- [Material supplied]
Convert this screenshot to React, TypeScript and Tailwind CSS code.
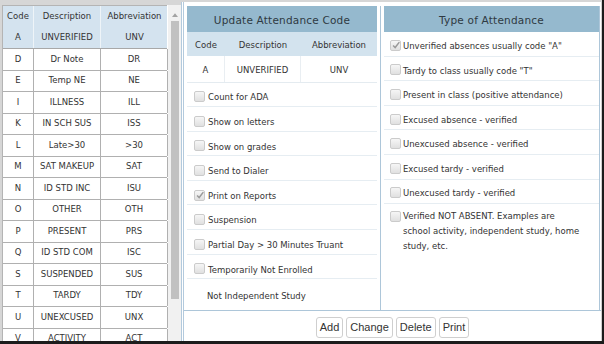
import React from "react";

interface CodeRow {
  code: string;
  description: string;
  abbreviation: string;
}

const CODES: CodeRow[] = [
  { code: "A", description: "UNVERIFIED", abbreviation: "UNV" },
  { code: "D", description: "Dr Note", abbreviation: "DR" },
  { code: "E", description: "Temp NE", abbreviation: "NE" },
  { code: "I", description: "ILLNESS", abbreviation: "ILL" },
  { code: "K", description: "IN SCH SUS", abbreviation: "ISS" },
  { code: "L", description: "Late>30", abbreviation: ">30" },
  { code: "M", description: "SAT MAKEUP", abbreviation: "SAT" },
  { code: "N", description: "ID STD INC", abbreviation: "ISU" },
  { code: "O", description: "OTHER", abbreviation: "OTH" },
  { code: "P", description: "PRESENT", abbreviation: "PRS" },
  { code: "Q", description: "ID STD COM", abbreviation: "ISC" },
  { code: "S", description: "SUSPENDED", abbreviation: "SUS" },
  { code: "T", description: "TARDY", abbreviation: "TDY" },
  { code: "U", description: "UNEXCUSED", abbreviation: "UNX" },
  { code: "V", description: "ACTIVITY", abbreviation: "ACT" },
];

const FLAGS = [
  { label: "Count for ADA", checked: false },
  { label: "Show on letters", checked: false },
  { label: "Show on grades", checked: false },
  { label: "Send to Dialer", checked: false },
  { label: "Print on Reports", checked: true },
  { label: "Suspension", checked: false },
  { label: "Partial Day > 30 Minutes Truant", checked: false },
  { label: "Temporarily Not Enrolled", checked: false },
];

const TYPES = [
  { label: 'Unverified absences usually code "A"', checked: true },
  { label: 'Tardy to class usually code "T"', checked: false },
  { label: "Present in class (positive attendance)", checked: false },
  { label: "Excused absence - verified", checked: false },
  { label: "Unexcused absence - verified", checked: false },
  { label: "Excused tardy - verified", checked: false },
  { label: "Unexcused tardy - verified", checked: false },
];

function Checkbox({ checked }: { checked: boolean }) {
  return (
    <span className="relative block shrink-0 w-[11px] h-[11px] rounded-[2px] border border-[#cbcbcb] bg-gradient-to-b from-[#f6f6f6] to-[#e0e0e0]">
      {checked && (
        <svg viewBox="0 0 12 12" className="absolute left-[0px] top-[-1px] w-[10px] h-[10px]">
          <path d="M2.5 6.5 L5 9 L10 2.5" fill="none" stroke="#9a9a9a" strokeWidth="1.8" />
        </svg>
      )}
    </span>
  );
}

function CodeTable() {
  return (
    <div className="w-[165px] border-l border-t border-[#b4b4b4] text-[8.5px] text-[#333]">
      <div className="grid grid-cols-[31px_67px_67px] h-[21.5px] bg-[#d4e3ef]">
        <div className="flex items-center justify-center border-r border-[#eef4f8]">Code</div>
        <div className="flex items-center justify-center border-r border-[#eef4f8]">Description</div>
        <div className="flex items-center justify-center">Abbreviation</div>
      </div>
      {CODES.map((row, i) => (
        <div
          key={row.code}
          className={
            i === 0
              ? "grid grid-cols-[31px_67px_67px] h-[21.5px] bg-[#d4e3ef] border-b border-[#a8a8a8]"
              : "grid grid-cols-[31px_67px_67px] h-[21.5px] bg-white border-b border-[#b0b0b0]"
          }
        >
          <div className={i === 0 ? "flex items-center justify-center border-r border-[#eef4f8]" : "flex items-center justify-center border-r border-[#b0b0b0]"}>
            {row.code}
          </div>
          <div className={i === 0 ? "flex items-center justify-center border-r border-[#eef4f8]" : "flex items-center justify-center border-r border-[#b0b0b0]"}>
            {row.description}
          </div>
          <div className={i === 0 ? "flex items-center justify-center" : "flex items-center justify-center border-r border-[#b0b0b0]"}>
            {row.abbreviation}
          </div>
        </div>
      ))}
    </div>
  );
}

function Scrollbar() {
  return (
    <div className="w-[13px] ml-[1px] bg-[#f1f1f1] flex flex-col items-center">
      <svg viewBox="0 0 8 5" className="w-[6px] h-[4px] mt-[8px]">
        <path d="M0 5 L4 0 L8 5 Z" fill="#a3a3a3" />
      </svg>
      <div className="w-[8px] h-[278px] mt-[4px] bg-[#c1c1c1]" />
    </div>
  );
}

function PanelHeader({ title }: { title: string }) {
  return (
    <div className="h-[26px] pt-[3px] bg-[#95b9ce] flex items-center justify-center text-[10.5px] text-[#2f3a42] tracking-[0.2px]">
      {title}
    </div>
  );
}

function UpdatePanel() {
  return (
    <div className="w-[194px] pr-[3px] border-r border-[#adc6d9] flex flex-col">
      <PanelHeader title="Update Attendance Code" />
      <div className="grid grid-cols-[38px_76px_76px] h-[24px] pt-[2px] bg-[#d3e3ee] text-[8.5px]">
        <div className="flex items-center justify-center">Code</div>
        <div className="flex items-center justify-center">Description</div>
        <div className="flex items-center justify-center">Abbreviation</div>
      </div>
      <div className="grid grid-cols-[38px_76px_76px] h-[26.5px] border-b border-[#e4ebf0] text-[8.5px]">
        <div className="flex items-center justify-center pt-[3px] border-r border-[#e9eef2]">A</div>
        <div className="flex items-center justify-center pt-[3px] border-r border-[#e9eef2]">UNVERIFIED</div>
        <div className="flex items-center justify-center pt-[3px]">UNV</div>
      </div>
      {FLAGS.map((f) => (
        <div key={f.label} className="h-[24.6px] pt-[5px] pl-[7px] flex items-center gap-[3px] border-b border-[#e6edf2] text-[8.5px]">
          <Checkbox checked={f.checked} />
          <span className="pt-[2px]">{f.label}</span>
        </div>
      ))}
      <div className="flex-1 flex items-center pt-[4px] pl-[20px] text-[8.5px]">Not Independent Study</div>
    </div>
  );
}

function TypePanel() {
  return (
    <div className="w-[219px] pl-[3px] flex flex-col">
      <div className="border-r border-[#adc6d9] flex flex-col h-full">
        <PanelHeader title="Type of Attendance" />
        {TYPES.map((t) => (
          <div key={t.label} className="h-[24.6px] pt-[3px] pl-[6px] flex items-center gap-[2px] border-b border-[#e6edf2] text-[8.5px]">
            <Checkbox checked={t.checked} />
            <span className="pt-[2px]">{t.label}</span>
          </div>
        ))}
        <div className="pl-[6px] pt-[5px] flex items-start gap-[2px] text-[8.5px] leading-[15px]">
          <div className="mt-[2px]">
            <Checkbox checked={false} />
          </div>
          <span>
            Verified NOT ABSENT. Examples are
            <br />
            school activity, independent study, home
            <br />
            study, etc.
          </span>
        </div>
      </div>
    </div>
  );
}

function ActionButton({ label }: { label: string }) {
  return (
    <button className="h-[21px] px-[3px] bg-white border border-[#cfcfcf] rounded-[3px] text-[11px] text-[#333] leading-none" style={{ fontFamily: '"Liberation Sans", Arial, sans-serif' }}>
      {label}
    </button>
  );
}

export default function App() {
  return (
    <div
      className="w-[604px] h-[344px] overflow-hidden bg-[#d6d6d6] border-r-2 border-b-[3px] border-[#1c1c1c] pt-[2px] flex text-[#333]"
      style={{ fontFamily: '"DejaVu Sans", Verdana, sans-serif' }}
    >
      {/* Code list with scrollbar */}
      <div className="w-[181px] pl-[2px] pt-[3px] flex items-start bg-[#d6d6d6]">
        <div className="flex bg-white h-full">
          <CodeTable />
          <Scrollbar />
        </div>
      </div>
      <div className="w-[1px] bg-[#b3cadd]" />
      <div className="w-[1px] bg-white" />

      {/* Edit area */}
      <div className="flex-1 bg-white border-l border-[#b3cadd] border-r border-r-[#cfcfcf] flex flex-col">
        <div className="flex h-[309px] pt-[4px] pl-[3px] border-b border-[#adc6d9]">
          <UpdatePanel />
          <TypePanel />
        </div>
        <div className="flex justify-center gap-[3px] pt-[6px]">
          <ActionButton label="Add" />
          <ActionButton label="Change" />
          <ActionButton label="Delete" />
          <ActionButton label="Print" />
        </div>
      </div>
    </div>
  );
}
--
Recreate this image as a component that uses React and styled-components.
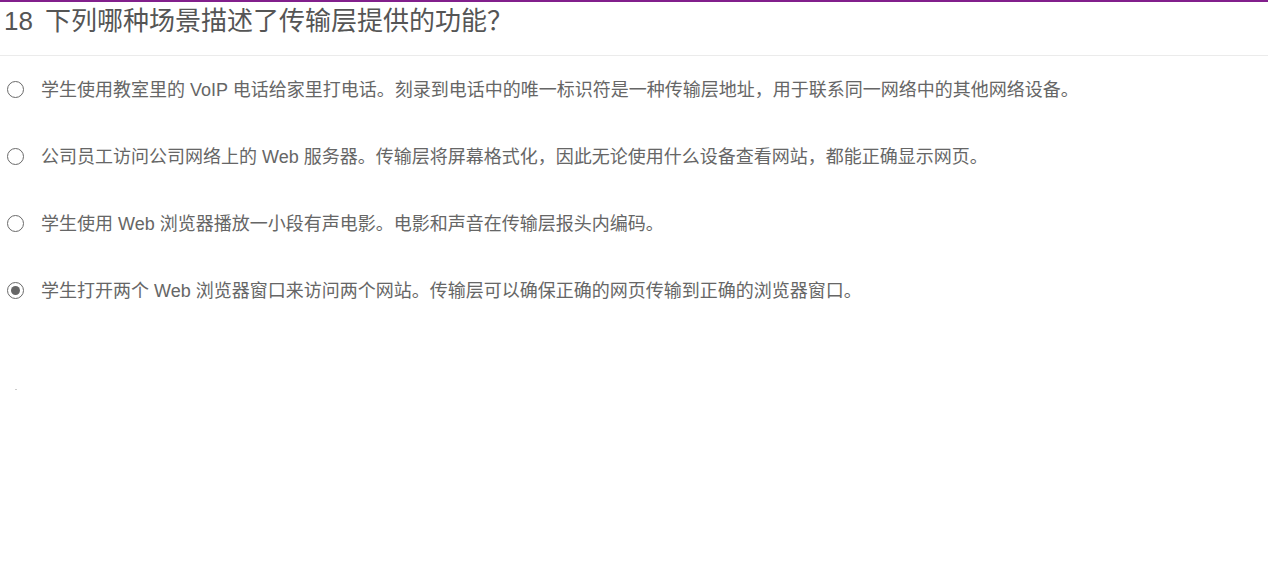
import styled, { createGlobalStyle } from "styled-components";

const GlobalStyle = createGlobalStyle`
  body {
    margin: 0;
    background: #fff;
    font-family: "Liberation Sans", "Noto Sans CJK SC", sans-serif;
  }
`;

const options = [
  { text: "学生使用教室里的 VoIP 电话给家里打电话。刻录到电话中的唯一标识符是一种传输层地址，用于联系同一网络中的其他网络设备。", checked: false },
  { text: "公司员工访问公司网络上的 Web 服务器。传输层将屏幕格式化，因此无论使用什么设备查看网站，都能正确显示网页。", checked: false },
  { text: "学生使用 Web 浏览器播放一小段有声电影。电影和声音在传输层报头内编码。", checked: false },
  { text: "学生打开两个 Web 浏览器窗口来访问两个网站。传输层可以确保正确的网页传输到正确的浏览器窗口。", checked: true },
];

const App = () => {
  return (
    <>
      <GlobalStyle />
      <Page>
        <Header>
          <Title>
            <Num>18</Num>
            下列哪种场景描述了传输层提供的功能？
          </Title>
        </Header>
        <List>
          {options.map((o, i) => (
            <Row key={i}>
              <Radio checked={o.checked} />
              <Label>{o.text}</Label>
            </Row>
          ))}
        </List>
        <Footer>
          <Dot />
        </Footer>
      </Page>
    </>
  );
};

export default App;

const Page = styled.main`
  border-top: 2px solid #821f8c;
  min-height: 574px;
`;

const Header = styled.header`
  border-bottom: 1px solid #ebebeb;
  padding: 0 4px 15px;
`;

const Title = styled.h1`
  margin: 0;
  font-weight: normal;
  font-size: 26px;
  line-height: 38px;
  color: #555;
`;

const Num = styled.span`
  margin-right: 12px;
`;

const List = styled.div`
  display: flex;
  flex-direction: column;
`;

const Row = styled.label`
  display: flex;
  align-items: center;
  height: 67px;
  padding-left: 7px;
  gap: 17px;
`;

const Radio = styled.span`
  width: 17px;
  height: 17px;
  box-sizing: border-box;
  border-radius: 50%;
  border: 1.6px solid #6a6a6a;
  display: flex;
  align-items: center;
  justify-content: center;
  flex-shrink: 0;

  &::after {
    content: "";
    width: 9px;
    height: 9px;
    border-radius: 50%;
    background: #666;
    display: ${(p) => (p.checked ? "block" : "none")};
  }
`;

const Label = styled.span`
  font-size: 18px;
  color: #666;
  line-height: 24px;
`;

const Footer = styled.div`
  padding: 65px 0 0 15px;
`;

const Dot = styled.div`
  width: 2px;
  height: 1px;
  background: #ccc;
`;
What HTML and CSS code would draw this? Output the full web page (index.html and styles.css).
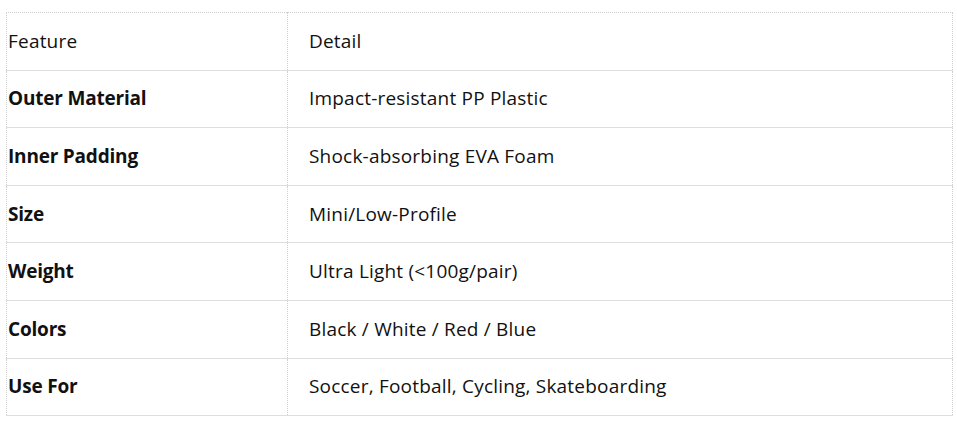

- [Task to carry out] Pull out every line holding "styled" from the records above, and copy it.

- [Output below]
Recreate this image as a component that uses React and styled-components.
import styled, { createGlobalStyle } from "styled-components";
const Page = styled.main`
const Header = styled.header`
const Title = styled.h1`
const Num = styled.span`
const List = styled.div`
const Row = styled.label`
const Radio = styled.span`
const Label = styled.span`
const Footer = styled.div`
const Dot = styled.div`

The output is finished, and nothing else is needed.